Even though canine teeth are incredibly powerful, they’re still susceptible to fractures, breaks, and in some cases, even cavities. Pet parents might be surprised to discover that some of their dog’s favorite treats can put their dog’s oral health at risk. Here are some treats that can actually harm your dog’s teeth.
Some pet parents can’t resist sharing their desserts with their dogs. Sweet treats like ice cream, cookies and other sugary human delicacies are a bad idea for dogs from a nutrition and weight standpoint, but sweet foods can also have a negative impact on tooth health as well.
Even though dogs aren’t as prone to cavities as humans because of the shape of their teeth (they have fewer flat teeth where bacteria can build up) and the pH in their mouths, it is still possible for dogs who eat an excessive amount of sugar to develop them, particularly on teeth in the rear of the mouth.

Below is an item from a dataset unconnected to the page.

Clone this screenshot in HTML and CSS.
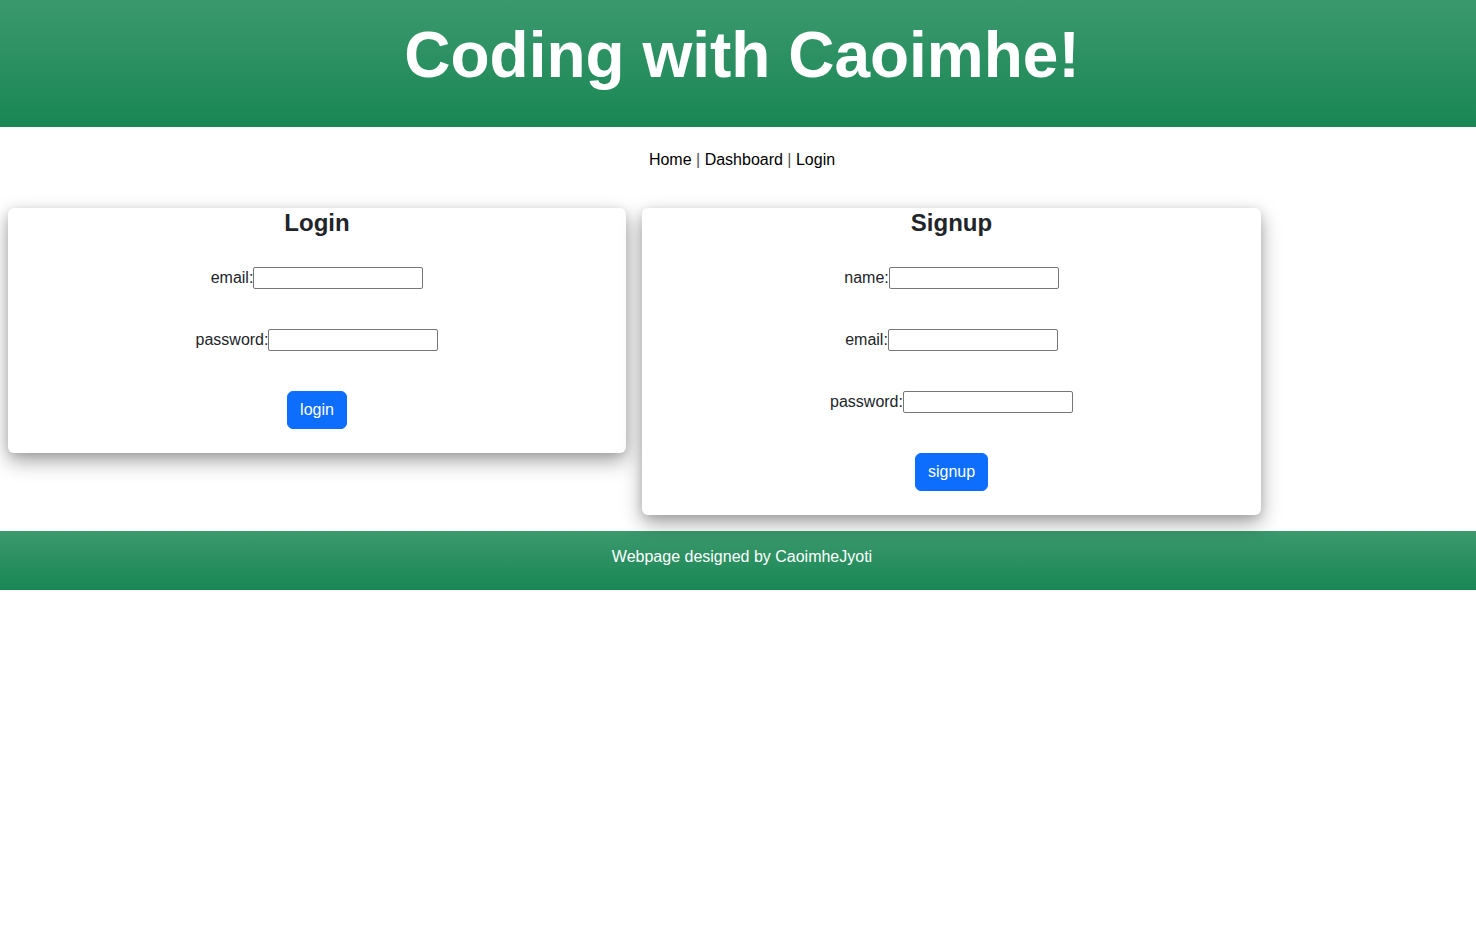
FILE: index.html
```html
<!DOCTYPE html>
<html lang="en">
<head>
<meta charset="utf-8">
<title>Coding with Caoimhe!</title>
<link rel="stylesheet" href="styles.css">
</head>
<body>
<header class="site-header">
  <h1 class="site-title">Coding with Caoimhe!</h1>
</header>
<nav class="site-nav">
  <a href="#" class="nav-link">Home</a> <span class="sep">|</span> <a href="#" class="nav-link">Dashboard</a> <span class="sep">|</span> <a href="#" class="nav-link">Login</a>
</nav>
<main class="cards">
  <section class="card">
    <h4 class="card-title">Login</h4>
    <form class="form">
      <div class="row"><label>email:</label><input type="text" class="field"></div>
      <div class="row"><label>password:</label><input type="password" class="field"></div>
      <div class="actions"><button type="button" class="btn">login</button></div>
    </form>
  </section>
  <section class="card">
    <h4 class="card-title">Signup</h4>
    <form class="form">
      <div class="row"><label>name:</label><input type="text" class="field"></div>
      <div class="row"><label>email:</label><input type="text" class="field"></div>
      <div class="row"><label>password:</label><input type="password" class="field"></div>
      <div class="actions"><button type="button" class="btn">signup</button></div>
    </form>
  </section>
</main>
<footer class="site-footer">
  <p class="footer-text">Webpage designed by CaoimheJyoti</p>
</footer>
</body>
</html>
```

FILE: styles.css
```css
* { box-sizing: border-box; }
html, body { margin: 0; padding: 0; }
body {
  font-family: "Liberation Sans", Arial, Helvetica, sans-serif;
  font-size: 16px;
  line-height: 24px;
  color: #212529;
  background: #fff;
}
.site-header {
  background-color: #198754;
  background-image: linear-gradient(180deg, rgba(255,255,255,.15), rgba(255,255,255,0));
  padding: 17px 0 33px 8px;
  height: 127px;
}
.site-title {
  margin: 0;
  text-align: center;
  color: #fff;
  font-size: 64px;
  font-weight: 700;
  line-height: 76.8px;
}
.site-nav {
  text-align: center;
  padding: 21px 0 36px 8px;
  line-height: 24px;
}
.nav-link { color: #000; text-decoration: none; }
.sep { color: #555; }
.cards {
  display: flex;
  align-items: flex-start;
  gap: 16px;
  padding: 0 8px;
}
.card {
  width: 618px;
  background: #fff;
  border-radius: 6px;
  box-shadow: 0 8px 20px rgba(0,0,0,.36), 0 2px 8px rgba(0,0,0,.1);
  text-align: center;
  padding-bottom: 24px;
}
.card + .card { width: 619px; }
.card-title {
  margin: 0;
  font-size: 24px;
  font-weight: 700;
  line-height: 29px;
  color: #212529;
}
.form {
  padding-top: 29px;
  display: flex;
  flex-direction: column;
  align-items: center;
}
.row {
  display: flex;
  align-items: center;
  justify-content: center;
  height: 24px;
  margin-bottom: 38px;
}
.field {
  width: 170px;
  height: 22px;
  border: 1px solid #767676;
  border-radius: 2px;
  padding: 1px 2px;
  font: inherit;
  font-size: 13px;
  background: #fff;
}
.actions { display: flex; justify-content: center; margin-top: 1px; }
.btn {
  font-family: inherit;
  font-size: 16px;
  line-height: 24px;
  color: #fff;
  background: #0d6efd;
  border: 1px solid #0d6efd;
  border-radius: 6px;
  padding: 6px 12px;
  cursor: pointer;
}
.site-footer {
  margin-top: 16px;
  background-color: #198754;
  background-image: linear-gradient(180deg, rgba(255,255,255,.15), rgba(255,255,255,0));
  padding: 14px 0 21px 8px;
  height: 59px;
}
.footer-text {
  margin: 0;
  text-align: center;
  color: #fff;
  line-height: 24px;
}
```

It might seem like ice cubes are a great dog treat because they do double duty as a quick chew as well as a way to hydrate. Unfortunately, those hard chunks of ice can do major damage. Even though dogs have powerful mouths, the pressure required to break through a piece of ice is considerable, and a determined ice-chomping dog might end up with a fractured tooth.
The sharpest points of a dog’s mandibular first molar and the maxillary fourth molar are particularly at risk for snapping off because of the pressure needed to crush ice. Come hot weather, skip the ice and give your dog a good old fashioned bowl of water instead.
3. Animal Bones, Antlers and Rolled Rawhide
Dogs have an innate need to exercise their jaws, however many beloved chews like bones, elk antlers and cow hooves can cause serious dental trauma like fractures and breaks. Bones, particularly antlers, have zero “give,” which makes them long lasting but also more likely to be hard enough to cause problems.
If you wouldn’t hit your knee with the bone or chew, it’s probably not a safe bet for your dog’s teeth. But that doesn’t mean that your furry best friend has to remain chew-less – your dog can still exercise his jaws on durable rubber treat-stuffable toys.
4. Hard-Plastic Dental Bones
Some processed plastic or nylon dental chew bones are marketed to suggest that they improve dental health, but they may in fact cause the same types of problems as antlers and hooves. Many of these chews don’t pass the “knee test,” which means that they’re hard enough to do damage to your dog’s teeth.
On top of that, some dental chews might not deliver the tooth cleaning benefits that they promise. Unfortunately most of these treats do not provide proof beyond anecdotal claims.